Data segment.

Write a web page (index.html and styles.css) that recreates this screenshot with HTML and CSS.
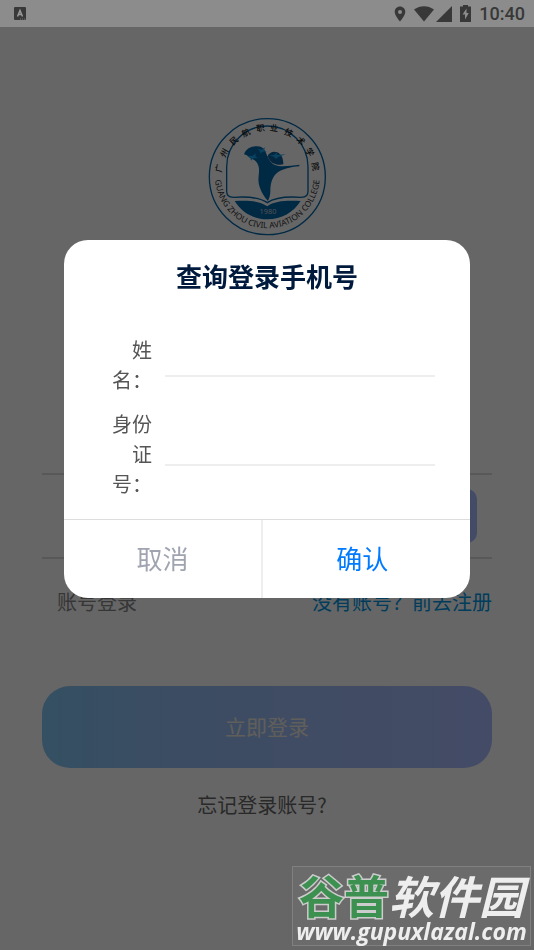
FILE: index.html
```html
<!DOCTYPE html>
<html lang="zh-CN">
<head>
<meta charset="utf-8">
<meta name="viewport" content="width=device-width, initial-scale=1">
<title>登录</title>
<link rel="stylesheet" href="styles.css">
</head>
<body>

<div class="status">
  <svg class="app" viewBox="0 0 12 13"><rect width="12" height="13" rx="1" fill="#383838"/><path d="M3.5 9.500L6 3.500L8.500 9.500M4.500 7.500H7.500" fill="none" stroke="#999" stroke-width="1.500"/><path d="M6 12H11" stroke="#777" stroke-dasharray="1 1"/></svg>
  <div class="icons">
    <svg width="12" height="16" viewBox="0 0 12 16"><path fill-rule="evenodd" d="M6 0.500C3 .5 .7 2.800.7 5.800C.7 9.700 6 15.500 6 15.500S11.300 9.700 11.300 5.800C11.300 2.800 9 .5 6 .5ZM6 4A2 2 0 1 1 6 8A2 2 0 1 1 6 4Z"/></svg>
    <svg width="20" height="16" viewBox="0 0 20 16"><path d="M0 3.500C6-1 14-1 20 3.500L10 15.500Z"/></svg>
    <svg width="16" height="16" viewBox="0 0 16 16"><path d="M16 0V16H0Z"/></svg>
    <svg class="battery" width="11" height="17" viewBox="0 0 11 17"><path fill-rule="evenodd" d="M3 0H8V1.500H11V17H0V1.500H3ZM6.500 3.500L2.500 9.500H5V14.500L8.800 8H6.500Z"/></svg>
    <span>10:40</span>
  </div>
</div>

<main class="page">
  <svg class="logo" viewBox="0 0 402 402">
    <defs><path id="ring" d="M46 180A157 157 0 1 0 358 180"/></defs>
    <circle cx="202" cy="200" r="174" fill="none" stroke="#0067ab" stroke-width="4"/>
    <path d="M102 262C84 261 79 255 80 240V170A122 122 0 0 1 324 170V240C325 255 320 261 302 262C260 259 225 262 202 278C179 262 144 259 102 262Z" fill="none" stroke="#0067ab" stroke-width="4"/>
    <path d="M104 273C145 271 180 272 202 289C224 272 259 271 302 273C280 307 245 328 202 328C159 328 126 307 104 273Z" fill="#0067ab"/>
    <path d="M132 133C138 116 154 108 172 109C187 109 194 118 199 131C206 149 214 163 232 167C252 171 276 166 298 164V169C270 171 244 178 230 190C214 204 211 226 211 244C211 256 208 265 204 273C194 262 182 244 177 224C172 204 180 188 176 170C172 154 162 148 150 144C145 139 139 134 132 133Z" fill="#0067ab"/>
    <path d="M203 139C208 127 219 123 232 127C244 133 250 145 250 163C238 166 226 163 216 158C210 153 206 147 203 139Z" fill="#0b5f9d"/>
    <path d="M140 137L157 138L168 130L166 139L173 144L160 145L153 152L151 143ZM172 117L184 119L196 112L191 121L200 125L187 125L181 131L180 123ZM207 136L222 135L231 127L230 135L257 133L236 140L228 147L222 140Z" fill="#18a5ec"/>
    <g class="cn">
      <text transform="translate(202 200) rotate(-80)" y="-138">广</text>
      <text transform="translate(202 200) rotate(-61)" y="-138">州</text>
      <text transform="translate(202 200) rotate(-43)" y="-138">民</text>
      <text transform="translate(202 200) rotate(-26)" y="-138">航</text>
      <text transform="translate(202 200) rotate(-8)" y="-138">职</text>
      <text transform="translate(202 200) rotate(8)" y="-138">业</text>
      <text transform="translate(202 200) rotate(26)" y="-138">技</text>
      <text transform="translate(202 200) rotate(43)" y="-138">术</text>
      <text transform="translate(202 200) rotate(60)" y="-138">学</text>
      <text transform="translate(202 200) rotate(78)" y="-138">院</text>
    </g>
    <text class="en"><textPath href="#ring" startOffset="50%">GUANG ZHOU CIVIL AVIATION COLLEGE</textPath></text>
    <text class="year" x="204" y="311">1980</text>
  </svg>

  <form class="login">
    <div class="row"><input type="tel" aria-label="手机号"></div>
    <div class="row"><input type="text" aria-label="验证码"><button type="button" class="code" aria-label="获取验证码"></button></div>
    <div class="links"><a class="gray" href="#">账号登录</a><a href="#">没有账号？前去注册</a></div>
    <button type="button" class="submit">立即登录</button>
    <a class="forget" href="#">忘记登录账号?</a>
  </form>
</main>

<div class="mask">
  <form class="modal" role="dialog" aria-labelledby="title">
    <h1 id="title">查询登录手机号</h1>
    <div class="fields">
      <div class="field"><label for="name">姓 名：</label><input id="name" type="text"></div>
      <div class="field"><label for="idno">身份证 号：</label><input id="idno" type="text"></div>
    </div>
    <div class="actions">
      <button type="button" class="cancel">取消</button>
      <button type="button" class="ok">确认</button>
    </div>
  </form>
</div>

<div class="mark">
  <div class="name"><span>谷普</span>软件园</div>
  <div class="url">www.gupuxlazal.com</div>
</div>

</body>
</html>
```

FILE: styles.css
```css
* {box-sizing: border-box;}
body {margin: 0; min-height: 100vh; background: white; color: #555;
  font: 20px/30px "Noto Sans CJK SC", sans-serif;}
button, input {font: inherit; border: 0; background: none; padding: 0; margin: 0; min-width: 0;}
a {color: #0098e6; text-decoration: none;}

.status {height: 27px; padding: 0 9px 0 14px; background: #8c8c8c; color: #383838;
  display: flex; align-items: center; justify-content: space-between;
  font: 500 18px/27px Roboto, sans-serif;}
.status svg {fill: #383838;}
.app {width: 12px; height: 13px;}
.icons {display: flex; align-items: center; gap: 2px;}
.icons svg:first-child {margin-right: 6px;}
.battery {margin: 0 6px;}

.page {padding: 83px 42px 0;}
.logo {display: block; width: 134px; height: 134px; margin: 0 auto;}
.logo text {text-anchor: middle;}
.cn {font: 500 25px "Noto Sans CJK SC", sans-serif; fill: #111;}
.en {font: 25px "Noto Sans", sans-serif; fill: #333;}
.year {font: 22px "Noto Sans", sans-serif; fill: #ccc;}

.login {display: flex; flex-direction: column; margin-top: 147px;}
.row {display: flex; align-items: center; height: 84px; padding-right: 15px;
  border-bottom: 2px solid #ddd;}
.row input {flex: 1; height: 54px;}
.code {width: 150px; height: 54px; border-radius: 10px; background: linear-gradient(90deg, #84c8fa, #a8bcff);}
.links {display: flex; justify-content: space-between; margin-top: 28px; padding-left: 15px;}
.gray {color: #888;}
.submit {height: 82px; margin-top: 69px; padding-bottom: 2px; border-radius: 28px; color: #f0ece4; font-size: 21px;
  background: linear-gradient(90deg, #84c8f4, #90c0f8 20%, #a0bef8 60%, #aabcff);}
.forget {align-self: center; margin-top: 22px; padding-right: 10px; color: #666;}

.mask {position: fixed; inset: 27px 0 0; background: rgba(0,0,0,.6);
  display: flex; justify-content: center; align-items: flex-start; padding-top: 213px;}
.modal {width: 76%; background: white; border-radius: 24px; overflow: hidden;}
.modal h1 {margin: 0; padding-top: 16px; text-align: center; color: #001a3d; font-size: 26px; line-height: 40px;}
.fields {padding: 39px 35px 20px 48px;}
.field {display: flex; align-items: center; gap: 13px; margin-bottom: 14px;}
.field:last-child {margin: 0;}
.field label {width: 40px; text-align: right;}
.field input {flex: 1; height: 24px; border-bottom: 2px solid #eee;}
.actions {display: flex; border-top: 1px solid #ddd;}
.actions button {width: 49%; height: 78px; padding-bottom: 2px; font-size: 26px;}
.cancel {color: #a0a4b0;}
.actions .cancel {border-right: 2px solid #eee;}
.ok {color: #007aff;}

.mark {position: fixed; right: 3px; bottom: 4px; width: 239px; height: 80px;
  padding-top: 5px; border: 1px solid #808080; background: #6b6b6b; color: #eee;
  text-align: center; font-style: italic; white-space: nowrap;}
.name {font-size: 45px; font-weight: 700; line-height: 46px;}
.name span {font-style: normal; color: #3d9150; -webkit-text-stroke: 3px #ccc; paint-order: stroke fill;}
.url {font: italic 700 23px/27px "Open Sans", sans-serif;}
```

Exercise directions. In the material above, find the lines that contain "page" and show them.

Task answer.
Write a web page (index.html and styles.css) that recreates this screenshot with HTML and CSS.
<main class="page">
.page {padding: 83px 42px 0;}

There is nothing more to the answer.